While Palme's assassination went off as planned, plans to blame it on Moscow failed because of the additional spying by the Agency's Aldrich "Rick" Ames and the Bureau's Robert Hanssen, NATO's Anchor Express Exercise proving an absolute disaster while Norwegian engineers were advancing toward the USSR through the Vassdalen Valley, and Atlantic Fleet Commander Admiral Carl Trost refusing to back up its effort with four carrier battle groups of Task Force Eagle because of the reckless nature of Washington's ruse. Under the circumstances, the Reagan administration threw the book at Pollard, sentencing him to life in prison because it believed that he had ruined things.
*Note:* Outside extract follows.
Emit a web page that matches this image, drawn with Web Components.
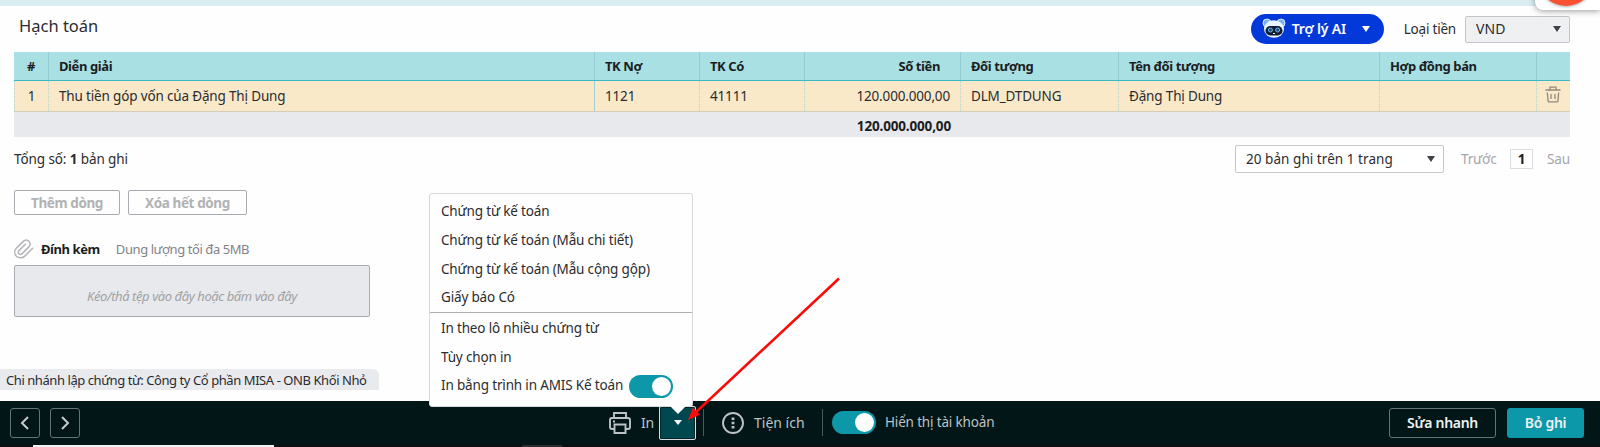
<!DOCTYPE html>
<html lang="vi">
<head>
<meta charset="utf-8">
<title>Hạch toán</title>
<style>
  body {
    margin: 0;
    width: 1600px;
    height: 447px;
    overflow: hidden;
    background: #fefefe;
    color: #2b2c30;
    font: 13.5px/20px "Noto Sans", sans-serif;
    letter-spacing: -.16px;
  }
</style>
</head>
<body>

<template id="voucher-page">
  <style>
    :host { display: grid; grid-template-rows: 6px 395px 46px; height: 447px; position: relative; }
    .band { background: #d9edf0; }
    main { padding: 0 30px 0 14px; display: flex; flex-direction: column; box-sizing: border-box; }
  </style>
  <div class="band"></div>
  <main><slot></slot></main>
  <slot name="footer"></slot>
  <slot name="overlay"></slot>
</template>

<template id="drop-select">
  <style>
    :host {
      display: flex; align-items: center; justify-content: space-between;
      box-sizing: border-box; height: 28px; padding: 0 8px 0 10px;
      border: 1px solid #c4c6cc; border-radius: 2px; background: #fff;
      letter-spacing: .05px;
    }
    :host([disabled]) { background: #eff0f2; height: 27px; font-size: 14px; }
    i { border: 4.5px solid transparent; border-top: 6px solid #3f4248; border-bottom: 0; }
  </style>
  <slot></slot><i></i>
</template>

<template id="ai-button">
  <style>
    :host {
      display: flex; align-items: center; box-sizing: border-box;
      width: 133px; height: 30px; padding: 0 14px 0 11px; border-radius: 15px;
      background: #0339d9; color: #fff; font-weight: 600; font-size: 14px;
    }
    span { flex: 1; margin-left: 6px; }
    i { border: 4.5px solid transparent; border-top: 6px solid #fff; border-bottom: 0; }
  </style>
  <svg width="24" height="22" viewBox="0 0 24 22">
    <circle cx="5" cy="5" r="4" fill="#76b2f5"/>
    <circle cx="19" cy="5" r="4" fill="#76b2f5"/>
    <circle cx="5" cy="5" r="4" fill="none" stroke="#d9ebfd"/>
    <circle cx="19" cy="5" r="4" fill="none" stroke="#d9ebfd"/>
    <ellipse cx="12" cy="11" rx="10" ry="8.8" fill="#eaf4ff"/>
    <rect x="3.500" y="8" width="17" height="9.500" rx="4.700" fill="#111c33"/>
    <circle cx="8.400" cy="12" r="2" fill="#234769" stroke="#69bdf3"/>
    <circle cx="15.600" cy="12" r="2" fill="#234769" stroke="#69bdf3"/>
    <path d="M11 15.500h2" stroke="#fff"/>
  </svg>
  <span><slot></slot></span><i></i>
</template>

<template id="entry-grid">
  <style>
    :host { display: block; }
    .row { display: grid; grid-template-columns: 34px 546px 105px 105px 156px 158px 261px 157px 34px; }
    .row > * { box-sizing: border-box; padding: 0 10px; display: flex; align-items: center; white-space: nowrap; }
    .row > .num { justify-content: flex-end; padding-right: 10px; }
    .row > .idx { justify-content: center; padding: 0; }
    .head {
      box-sizing: border-box; height: 29px; background: #a9e0e4; border-bottom: 1px solid #3bb8c6;
      font-weight: 700; font-size: 13px; letter-spacing: -.4px; color: #1c1d21;
    }
    .head > * + * { border-left: 1px solid #93cdd2; }
    .head > .num { padding-right: 20px; }
    .line { height: 31px; background: #f9e9c9; border-bottom: 1px solid #d5cdbb; box-sizing: border-box; }
    .line > * { border-left: 1px dotted #aed6cc; }
    .line > .fixed { border-left: 1px solid #a3ced2; }
    .total { height: 25px; background: #e8e9ed; font-weight: 700; color: #1c1d21; }
    .total > .num { padding: 2px 9px 0 0; }
    svg { margin: -4px 0 0 -2px; }
  </style>
  <div class="row head">
    <div class="idx">#</div><div>Diễn giải</div><div>TK Nợ</div><div>TK Có</div><div class="num">Số tiền</div><div>Đối tượng</div><div>Tên đối tượng</div><div>Hợp đồng bán</div><div></div>
  </div>
  <div class="row line">
    <div class="idx">1</div><div>Thu tiền góp vốn của Đặng Thị Dung</div><div class="fixed">1121</div><div>41111</div><div class="num">120.000.000,00</div><div>DLM_DTDUNG</div><div>Đặng Thị Dung</div><div></div>
    <div class="idx">
      <svg width="16" height="17" viewBox="0 0 16 17" fill="none" stroke="#92897b" stroke-width="1.300">
        <path d="M.5 4h15M5 4V1.200h6V4M2.300 6.500l.8 8.400q.1 1 1 1h7.800q.9 0 1-1l.8-8.400M6 8v5M10 8v5"/>
      </svg>
    </div>
  </div>
  <div class="row total"><div></div><div></div><div></div><div></div><div class="num">120.000.000,00</div></div>
</template>

<template id="page-nav">
  <style>
    :host { display: flex; align-items: center; }
    .count { flex: 1; letter-spacing: -.1px; }
    drop-select { width: 209px; }
    .off { color: #a5a6aa; }
    .prev { width: 49px; margin-left: 17px; }
    .cur { width: 21px; height: 18px; line-height: 18px; border: 1px solid #dcdde1; text-align: center; font-weight: 700; color: #1c1d21; }
    .next { margin-left: 14px; width: 23px; }
  </style>
  <div class="count"><slot></slot></div>
  <drop-select>20 bản ghi trên 1 trang</drop-select>
  <div class="off prev">Trước</div><div class="cur">1</div><div class="off next">Sau</div>
</template>

<template id="line-button">
  <style>
    :host {
      display: flex; align-items: center; justify-content: center; box-sizing: border-box;
      height: 25px; border: 1px solid #a9abb2; border-radius: 2px;
      color: #b1b2b4; font-weight: 700; letter-spacing: -.4px; white-space: nowrap;
    }
    :host([kind]) { height: 30px; border-color: #667276; border-radius: 3px; color: #eef1f2; font-size: 14px; font-weight: 600; letter-spacing: -.3px; }
    :host([kind=main]) { border-color: #0c98a8; background: #0c98a8; }
  </style>
  <slot></slot>
</template>

<template id="file-drop">
  <style>
    :host { display: block; width: 356px; font-size: 13px; letter-spacing: -.42px; }
    .label { display: flex; align-items: center; height: 20px; }
    b { color: #1c1d21; margin-left: 7px; }
    .hint { color: #828387; margin-left: 16px; }
    .zone {
      height: 52px; box-sizing: border-box; margin-top: 6px; padding-top: 9px;
      display: flex; align-items: center; justify-content: center;
      border: 1px solid #a9abb2; border-radius: 2px; background: #e8e9ec;
      color: #a1a2a6; font-style: italic;
    }
  </style>
  <div class="label">
    <svg width="20" height="20" viewBox="0 0 20 20" fill="none" stroke="#b3b4b8" stroke-width="1.500" stroke-linecap="round" stroke-linejoin="round">
      <path d="M18.600 9.300l-7.800 7.800c-2.100 2.100-5.900 2.400-8.300.2-2.300-2.400-2.300-5.800-.2-8l6.900-6.900c1.700-1.600 4.200-1.700 5.800-.2 1.600 1.600 1.500 4.100-.1 5.700l-6.800 6.700c-.9.9-2.300.9-3.100.1-.9-.9-.8-2.200 0-3.100l6.400-6.300"/>
    </svg>
    <b>Đính kèm</b><span class="hint">Dung lượng tối đa 5MB</span>
  </div>
  <div class="zone"><slot></slot></div>
</template>

<template id="toggle-switch">
  <style>
    :host { display: flex; justify-content: flex-end; align-items: center; flex: none; box-sizing: border-box; width: 44px; height: 23px; padding: 0 2px; border-radius: 12px; background: #0c98a8; }
    i { width: 19px; height: 19px; border-radius: 50%; background: #fff; }
  </style>
  <i></i>
</template>

<template id="print-menu">
  <style>
    :host {
      position: absolute; left: 429px; top: 193px; box-sizing: border-box; width: 264px; height: 214px;
      padding: 3px 0 0; border: 1px solid #d6d8dc; border-radius: 3px; background: #fefefe;
      display: block;
    }
    ::slotted(div) { display: flex; align-items: center; height: 28.700px; padding: 0 11px; white-space: nowrap; }
    ::slotted(hr) { margin: 0 0 1px; border: 0; border-top: 1px solid #adaeb2; }
    .tip { position: absolute; left: 239px; top: 211px; border: 9px solid transparent; border-top-color: #fefefe; border-bottom: 0; }
  </style>
  <slot></slot>
  <div class="tip"></div>
</template>

<template id="action-bar">
  <style>
    :host { display: flex; flex-direction: column; color: #bcc2c5; }
    .bar { display: flex; align-items: center; box-sizing: border-box; height: 44px; padding: 0 16px 1px 10px; background: #021618; }
    .sq { box-sizing: border-box; width: 30px; height: 30px; margin-right: 10px; border: 1px solid #667276; border-radius: 3px; display: grid; place-items: center; }
    .mid { flex: 1; display: flex; align-items: center; }
    .print { margin-left: 519px; }
    .in { margin-left: 10px; width: 18px; font-size: 14px; }
    .split { box-sizing: border-box; width: 37px; height: 34px; border: 1px solid #d7dddd; border-radius: 2px; background: #004850; display: grid; place-items: center; box-shadow: inset 0 0 0 1px #02262b; }
    .split i { border: 4px solid transparent; border-top: 5px solid #fff; border-bottom: 0; }
    .sep { width: 1px; height: 27px; background: #4d585b; }
    .more { margin-left: 18px; }
    .tools { margin-left: 10px; width: 68px; font-size: 14px; letter-spacing: 0; }
    toggle-switch { margin-left: 9px; }
    .show { margin: -2px 0 0 9px; }
    .low { display: flex; height: 2px; background: #120d12; }
    .low i { height: 2px; }
  </style>
  <div class="bar">
    <div class="sq"><svg width="10" height="14" viewBox="0 0 10 14" fill="none" stroke="#c5cacc" stroke-width="2"><path d="M8 1L2 7l6 6"/></svg></div>
    <div class="sq"><svg width="10" height="14" viewBox="0 0 10 14" fill="none" stroke="#c5cacc" stroke-width="2"><path d="M2 1l6 6-6 6"/></svg></div>
    <div class="mid">
      <svg class="print" width="22" height="22" viewBox="0 0 22 22" fill="none" stroke="#bcc2c5" stroke-width="1.900">
        <path d="M5 5V1h12v4M5 17H3Q1 17 1 15V8q0-2 2-2h16q2 0 2 2v7q0 2-2 2h-2M5.500 12.500h11V21h-11zM4 9.500h2"/>
      </svg>
      <span class="in">In</span>
      <div class="split"><i></i></div>
      <div class="sep" style="margin-left:7px"></div>
      <svg class="more" width="22" height="22" viewBox="0 0 22 22" fill="none" stroke="#bcc2c5" stroke-width="1.900">
        <circle cx="11" cy="11" r="10"/>
        <path d="M11 5.500v2.600M11 9.700v2.600M11 13.900v2.600" stroke-width="2.800"/>
      </svg>
      <span class="tools">Tiện ích</span>
      <div class="sep"></div>
      <toggle-switch></toggle-switch>
      <span class="show">Hiển thị tài khoản</span>
    </div>
    <line-button kind="bar" style="width:107px">Sửa nhanh</line-button>
    <line-button kind="main" style="width:77px;margin-left:11px">Bỏ ghi</line-button>
  </div>
  <div class="low"><i style="width:241px;margin-left:33px;background:#f2f2f2"></i><i style="width:40px;margin-left:248px;background:#2e2b2e"></i></div>
</template>

<template id="corner-bubble">
  <style>
    :host { position: absolute; display: block; right: 0; top: -30px; width: 65px; height: 40px; border-radius: 0 0 0 8px; background: #fff; box-shadow: 0 1px 6px #0006; }
    i { position: absolute; left: 3px; top: -20.500px; width: 56px; height: 56px; border-radius: 50%; background: #fa5133; box-shadow: 0 1px 3px #0005; }
  </style>
  <i></i>
</template>

<template id="pointer-arrow">
  <style>
    :host { position: absolute; display: block; left: 680px; top: 270px; width: 170px; height: 155px; }
  </style>
  <svg width="170" height="155" viewBox="0 0 170 155">
    <path d="M159 8.500L14 144" stroke="#fb0a0a" stroke-width="2.600"/>
    <path d="M8 150l5-12.500 7 7.300z" fill="#fb0a0a"/>
  </svg>
</template>

<script>
  // each template id is the tag name it becomes
  document.querySelectorAll("template").forEach(template => {
    customElements.define(template.id, class extends HTMLElement {
      constructor() {
        super();
        this.attachShadow({mode: "open"});
        this.shadowRoot.appendChild(template.content.cloneNode(true));
      }
    });
  });
</script>

<style>
  .top { display: flex; align-items: center; height: 46px; }
  .top h1 { flex: 1; margin: -7px 0 0 5px; font-size: 16.500px; font-weight: 400; letter-spacing: 0; }
  .top span { margin: 0 9px 0 20px; letter-spacing: -.2px; }
  page-nav { margin-top: 8px; }
  .buttons { display: flex; gap: 8px; margin-top: 17px; }
  file-drop { margin-top: 24px; }
  .branch {
    box-sizing: border-box; width: 379px; height: 21px; margin: 52px 0 0 -14px; padding-left: 6px;
    border-radius: 0 6px 0 0; background: #e9eaed; font-size: 13px; line-height: 22px; letter-spacing: -.43px; white-space: nowrap;
  }
</style>

<voucher-page>
  <div class="top">
    <h1>Hạch toán</h1>
    <ai-button>Trợ lý AI</ai-button>
    <span>Loại tiền</span>
    <drop-select disabled style="width:105px">VND</drop-select>
  </div>
  <entry-grid></entry-grid>
  <page-nav>Tổng số: <b>1</b> bản ghi</page-nav>
  <div class="buttons">
    <line-button style="width:106px">Thêm dòng</line-button>
    <line-button style="width:119px">Xóa hết dòng</line-button>
  </div>
  <file-drop>Kéo/thả tệp vào đây hoặc bấm vào đây</file-drop>
  <div class="branch">Chi nhánh lập chứng từ: Công ty Cổ phần MISA - ONB Khối Nhỏ</div>

  <action-bar slot="footer"></action-bar>

  <print-menu slot="overlay">
    <div>Chứng từ kế toán</div>
    <div>Chứng từ kế toán (Mẫu chi tiết)</div>
    <div>Chứng từ kế toán (Mẫu cộng gộp)</div>
    <div>Giấy báo Có</div>
    <hr>
    <div>In theo lô nhiều chứng từ</div>
    <div>Tùy chọn in</div>
    <div>In bằng trình in AMIS Kế toán <toggle-switch style="margin:3px 0 0 6px"></toggle-switch></div>
  </print-menu>
  <corner-bubble slot="overlay"></corner-bubble>
  <pointer-arrow slot="overlay"></pointer-arrow>
</voucher-page>

</body>
</html>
Of course, Tel Aviv was furious over Pollard's treatment, trying to mitigate his punishment several times, especially after Ames and Hanssen were finally exposed for their roles in frustrating the conspiracy. During the Camp David meetings to implement the Oslo Accords, Israeli hardliners Binyamin Netanyahu and Ariel Sharon, who were well acquainted with the people who had assassinated Prime Minister Yitzhak Rabin for having signed them for Israel - to make up for his role as Defense Minister when the HAWK missile fiasco occurred - expected Pollard's release as a condition of agreement, but President Clinton refused because of all the opposition by those involved in Operations Tree and Armageddon. They feared that Pollard would start telling tales, once he returned to Tel Aviv.

Once Sharon gained power in his own right, thanks to the activities of his election manager, former special forces operative Meir Dagan, the Israeli Prime Minister turned the Mossad loose to end any hope of the Olso Accords being implemented, and any further delay in Pollard's release. Dagan aka "the gun" is a veteran leader of kidons, four-man assassination teams, whose victims include Elie Hobeikan, the Hamas leader in Lebanon, to prevent any trial of Sharon in Belgium for war crimes, and the infamous Mossad agent Abu Nidal in Baghdad to prevent any counterproductive leaks about its operations leading up to Palme's murder during the showdown with Saddam. In fact, Nidal's assassination was such a windfall for Israel that it agreed to make Dagan the Mossad's Director General despite his political connections with Sharon.

As Gordon Thomas has tellingly pointed out, especially in his articles, "Mossad - The World's Most Efficient Killing Machine," and "Mossad's Killing Machine comes to Britain," Meir is eager, with only Sharon's approval, to eliminate anyone by means of his high-tech equipped, and knife-armed squads who threaten Jewish interests, or support an independent Palestinian state. Each assassination is carried out without any concern for diplomatic niceties or consultation with intelligence services of friendly states, and uses a unique strategy for hitting each target. Each mission aims to kill at close quarters with a knife, wire or gun where the terror in the victim's eyes can clearly be seen. About the men and women involved, Thomas added, "all are in their late twenties."

With this agenda, Anna Lindh, known for her commitment to human rights, European development, and democracy, recently moved up to the top of Sharon's hit list, it seems, with her denunciations of 'Lone Ranger' Bush's war against Iraq, while condemning American treatment of prisoners captured in Afghanistan. Lindh had similar complaints of Israel's treatment of the West Bank and Gaza, particularly its targeted killings of Palestinian militants, because it would lead to the end of the 'road map' to peace. Her assassination also had apparently the attraction of finally persuading the Department of Justice to agree to a mitigation of Pollard's punishment, what a Federal judge in currently considering.

As the election for adopting the euro approached, a kidon, it seems, came to Sweden, ostensibly to protect Jewish property and lives from Muslim extremists but actually to stalk the Foreign Minister until she could be killed with little risk of anyone being caught. The main synagogue and library in Stockholm is little more than a stone's throw from the NK department store where the assassination was planned to take place.

Using the latest electronic equipment to monitor her calls, and conversations, last Wednesday the team moved into high gear to kill her, once it learned that she was going shopping with a friend. 'The Ripper' was fitted with a head set to keep track of their movements, and any threats from security people. Once the assassin had stolen the hunting knife from the Clas Ohlsson shop in the Galeria, he was guided to the ladies dressing room on NK's first floor by colleagues who were keeping track of Lindh's movements where he quickly sliced her guts up in most professional fashion.

When Lindh died 12 hours later, Deputy Prime Minister Ehud Olmert announced that Israel was considering the forcible removal of Yasser Arafat from the Palestinian territories, assassinating him if necessary, to throw off anyone from thinking that it had just killed the Foreign Minister. Of course, Israel never says who it is going to assassinate. It just kills them without any questions, as Abu Nidal, Rabin, and Gerald Bull, the architect of Saddam long-range pipe cannon, would readily testify if they somehow came back from the dead. Once the kidon who assassinated Lindh had safely fled Sweden, the Israeli Foreign Minister Sylvan Shalom dismissed all talk of Israel wanting to assassinate Arafat, and its supporters in the press, like The Guardian's David Aaronovich, joking about the whole idea.

The Mossad, like of old, had done it again.